Cole-Hamilton: Children must have equal protection from assault

Well, this will probably be a controversial one as the issue over whether parents should have the right to hit their children for some peculiar reason always causes a big argument in liberal circles. My own view has always been that there are no circumstances in which it is justifiable to hit a child and that there is always a better way. Having children grow up thinking that it’s fine to hit someone smaller and defenceless to get your own way really isn’t a good look. Some children will grow up emotionally scarred from the experience of what some people might think was moderate smacking. It does not make for an anxiety free life if you are constantly worried about stepping out of line in case you get another belting, especially if the goalposts keep moving. Every child deserves to feel safe in their own home and the fear of being hit isn’t a healthy one. It can destroy the trust between child and parent and lay the foundations for mental ill health. There are so many non violent ways of instilling discipline and consideration into children. Assault should have no place in that process.
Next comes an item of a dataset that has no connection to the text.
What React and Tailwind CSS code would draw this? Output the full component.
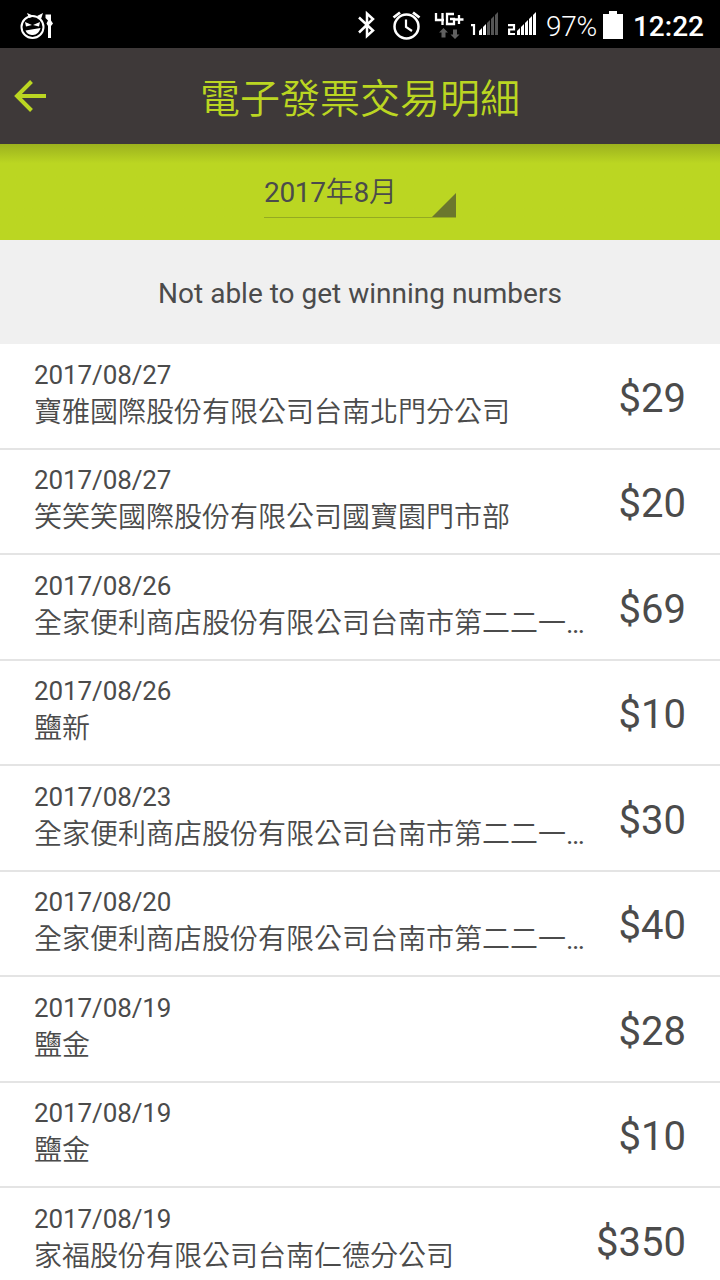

Anyway, Scotland’s SNP government has announced that it will back legislation to ban such assaults on children. Liberal Democrat MSP Alex Cole-Hamilton, who used to work for a children’s charity and who persuaded Scottish Conference to back a ban on smacking, welcomed the move:

Scottish Liberal Democrats have regularly demanded the so-called “justifiable assault” of children be brought to an end. It is a source of national shame that this defence still exists and it is welcome that SNP ministers will now get with the times and abolish it.

Scotland is one of only a handful of European countries that have yet to move to abolish this archaic defence in its entirety.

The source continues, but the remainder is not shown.